The methodology of knowledge management: dialectical approach to the knowledge management process
Media and Communication
Virginijus Tamaševičius
Published 2015-07-29


organizational learning
knowledge development

How to Cite

Tamaševičius V. (2015) “The methodology of knowledge management: dialectical approach to the knowledge management process”, Informacijos mokslai, 710, pp. 97-114. doi: 10.15388/Im.2015.71.8335.

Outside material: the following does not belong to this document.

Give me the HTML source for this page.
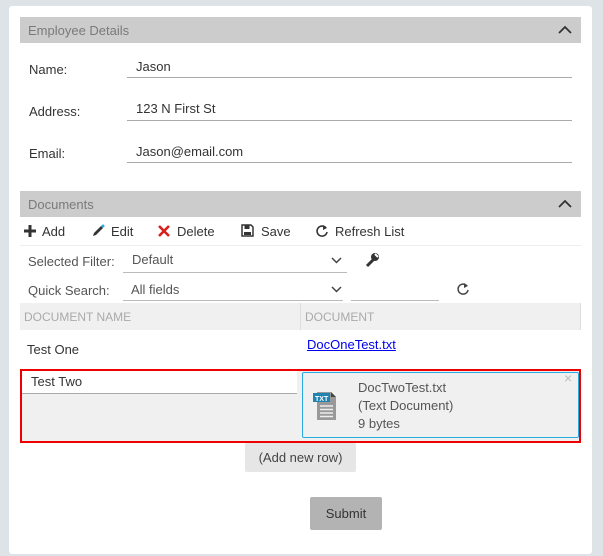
<!DOCTYPE html>
<html><head><style>
*{box-sizing:border-box;margin:0;padding:0}
body{width:603px;height:556px;background:#dde3e6;font-family:"Liberation Sans",sans-serif;position:relative;overflow:hidden;color:#333}
.a{position:absolute}
.card{left:9px;top:6px;width:583px;height:548px;background:#fff;border-radius:3px}
.hdr{left:20px;width:561px;height:26px;background:#cccccc;color:#7a7a7a;font-size:13px;padding:6px 8px}
.hdr svg{position:absolute;right:9px;top:8px}
.lbl{font-size:13px;color:#333}
.ul{height:1px;background:#aaa}
.t{font-size:13px;color:#333}
</style></head><body>
<div class="a card"></div>
<div class="a hdr" style="top:17px">Employee Details<svg width="14" height="9"><path d="M1 8L7 2L13 8" stroke="#333" stroke-width="1.8" fill="none"/></svg></div>
<div class="a lbl" style="left:29px;top:62px">Name:</div>
<div class="a t" style="left:136px;top:59px">Jason</div>
<div class="a ul" style="left:127px;top:77px;width:445px"></div>
<div class="a lbl" style="left:29px;top:104px">Address:</div>
<div class="a t" style="left:136px;top:101px">123 N First St</div>
<div class="a ul" style="left:127px;top:120px;width:445px"></div>
<div class="a lbl" style="left:29px;top:146px">Email:</div>
<div class="a t" style="left:136px;top:144px">Jason@email.com</div>
<div class="a ul" style="left:127px;top:162px;width:445px"></div>

<div class="a hdr" style="top:191px">Documents<svg width="14" height="9"><path d="M1 8L7 2L13 8" stroke="#333" stroke-width="1.8" fill="none"/></svg></div>
<svg class="a" style="left:23px;top:224px" width="14" height="14"><path d="M7 1V13M1 7H13" stroke="#333" stroke-width="3"/></svg>
<div class="a t" style="left:42px;top:224px">Add</div>
<svg class="a" style="left:91px;top:224px" width="14" height="14"><path d="M2 12L3 9L10 2L12 4L5 11Z" fill="#333"/><circle cx="12" cy="2" r="1.5" fill="#29abe2"/></svg>
<div class="a t" style="left:111px;top:224px">Edit</div>
<svg class="a" style="left:157px;top:224px" width="14" height="14"><path d="M2 2L12 12M12 2L2 12" stroke="#d9201f" stroke-width="2.6"/></svg>
<div class="a t" style="left:177px;top:224px">Delete</div>
<svg class="a" style="left:241px;top:224px" width="13" height="13"><path d="M1 1H10L12 3V12H1Z" fill="none" stroke="#333" stroke-width="1.5"/><rect x="3.5" y="1" width="5" height="4" fill="#333"/><rect x="3" y="8" width="7" height="3" fill="#333"/></svg>
<div class="a t" style="left:261px;top:224px">Save</div>
<svg class="a" style="left:315px;top:224px" width="14" height="14"><path d="M11 4A5 5 0 1 0 12 8" fill="none" stroke="#333" stroke-width="1.6"/><path d="M8 1L12 4L8 6Z" fill="#333"/></svg>
<div class="a t" style="left:335px;top:224px">Refresh List</div>
<div class="a" style="left:20px;top:245px;width:561px;height:1px;background:#eee"></div>

<div class="a t" style="left:28px;top:254px;color:#555">Selected Filter:</div>
<div class="a t" style="left:132px;top:252px;color:#555">Default</div>
<svg class="a" style="left:331px;top:256px" width="11" height="8"><path d="M1 2L5.5 6.5L10 2" stroke="#444" stroke-width="1.5" fill="none"/></svg>
<div class="a ul" style="left:123px;top:272px;width:224px;background:#bbb"></div>
<svg class="a" style="left:364px;top:252px" width="16" height="16"><path d="M3 14L9 8" stroke="#333" stroke-width="3"/><circle cx="11" cy="5" r="4" fill="#333"/><path d="M11 2L14 5" stroke="#fff" stroke-width="2"/></svg>

<div class="a t" style="left:28px;top:283px;color:#555">Quick Search:</div>
<div class="a t" style="left:131px;top:282px;color:#555">All fields</div>
<svg class="a" style="left:331px;top:285px" width="11" height="8"><path d="M1 2L5.5 6.5L10 2" stroke="#444" stroke-width="1.5" fill="none"/></svg>
<div class="a ul" style="left:123px;top:300px;width:220px;background:#bbb"></div>
<div class="a ul" style="left:351px;top:300px;width:88px;background:#bbb"></div>
<svg class="a" style="left:456px;top:282px" width="14" height="14"><path d="M11 4A5 5 0 1 0 12 8" fill="none" stroke="#444" stroke-width="1.5"/><path d="M8 1L12 4L8 6Z" fill="#444"/></svg>

<div class="a" style="left:20px;top:303px;width:561px;height:27px;background:#f0f0f0;border-right:1px solid #ddd"></div>
<div class="a" style="left:300px;top:303px;width:1px;height:27px;background:#ddd"></div>
<div class="a" style="left:24px;top:310px;font-size:12px;color:#aaa">DOCUMENT NAME</div>
<div class="a" style="left:305px;top:310px;font-size:12px;color:#aaa">DOCUMENT</div>
<div class="a t" style="left:27px;top:342px">Test One</div>
<div class="a t" style="left:307px;top:337px;color:#00e;text-decoration:underline">DocOneTest.txt</div>

<div class="a" style="left:20px;top:369px;width:561px;height:74px;border:2px solid #e00;background:#f0f0f0"></div>
<div class="a" style="left:22px;top:371px;width:275px;height:23px;background:#fff;border-bottom:1px solid #aaa"></div>
<div class="a t" style="left:31px;top:374px">Test Two</div>
<div class="a" style="left:302px;top:372px;width:277px;height:66px;border:1px solid #29abe2;background:#f0f0f0;border-radius:2px"></div>
<svg class="a" style="left:312px;top:391px" width="26" height="30"><path d="M5 1H19L24 6V29H5Z" fill="#999"/><path d="M19 1L24 6H19Z" fill="#444"/><rect x="1" y="2" width="17" height="9" fill="#1f84b1"/><text x="3" y="10" font-size="7" font-weight="bold" fill="#fff" font-family="Liberation Sans">TXT</text><path d="M8 15H21M8 18.5H21M8 22H21M8 25.5H21" stroke="#eee" stroke-width="1.5"/></svg>
<div class="a t" style="left:358px;top:379px;color:#555;line-height:18px">DocTwoTest.txt<br>(Text Document)<br>9 bytes</div>
<div class="a" style="left:564px;top:370px;color:#bbb;font-size:14px">×</div>

<div class="a" style="left:245px;top:443px;width:111px;height:29px;background:#e6e6e6;border-radius:2px;font-size:13px;color:#444;text-align:center;line-height:29px">(Add new row)</div>
<div class="a" style="left:310px;top:497px;width:72px;height:33px;background:#b3b3b3;border-radius:2px;font-size:13px;color:#333;text-align:center;line-height:33px">Submit</div>
</body></html>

The aim of this paper is to apply the dialectical methodological approach to the analysis of knowledge development within the organizations. Three different methodological approaches can be found when analyzing knowledge development: linear approach, learning cycles or learning loops approach, and dialectical. The first one is rarely used as the main approach to analyze knowledge itself. Usually its assumptions can be found in the analysis where knowledge development is seen only as side-effect of another issue, like students’ knowledge evaluation in the learning process. Knowledge cycles concept developed by Argyris and elaborated by many other authors includes zero, single, double and triple loops learning concepts. The major issue with those concepts is the lack of explanation what can provide the driving force to a move knowledge development from simpler learning to a more sophisticated learning cycle.
This internal driver for learning development is provided by applying dialectical approach. The internal tension created by opposite mindset should led from thesis to antithesis and then to creating a new thesis. This approach can be illustrated by moving conceptual understanding of strategy development from the SWOT analysis to recourse-based view and then to knowledge-based view. Understanding of the SWOT logic for formulation of strategy not only helps better understanding how this analysis should be carried out (thesis development), but also leads to understanding of all deficiencies of that approach (building anti-thesis), what drives to conceptualization of a new view, which could be called resource-based view.
Such approach can be used for the analysis of knowledge development within the organizations as well. The interpretation of Bloom’s taxonomy of learning domains can be used to describe theses at the organizational level. Every organizational thesis on a particular issue includes cognitive (intellectual, informational), motivational (emotional, values) and technological (structures, processes) dimensions. As a case analysis of three furniture manufacturing companies shows, different companies apply different theses to deal with the same issue – to design and to supply a specific set of furniture for the customer. The major conclusion from the analysis is that knowledge development can be seen as a step-wise process moving knowledge hierarchically from the lower level to a higher level by solving tension issues within the former thesis.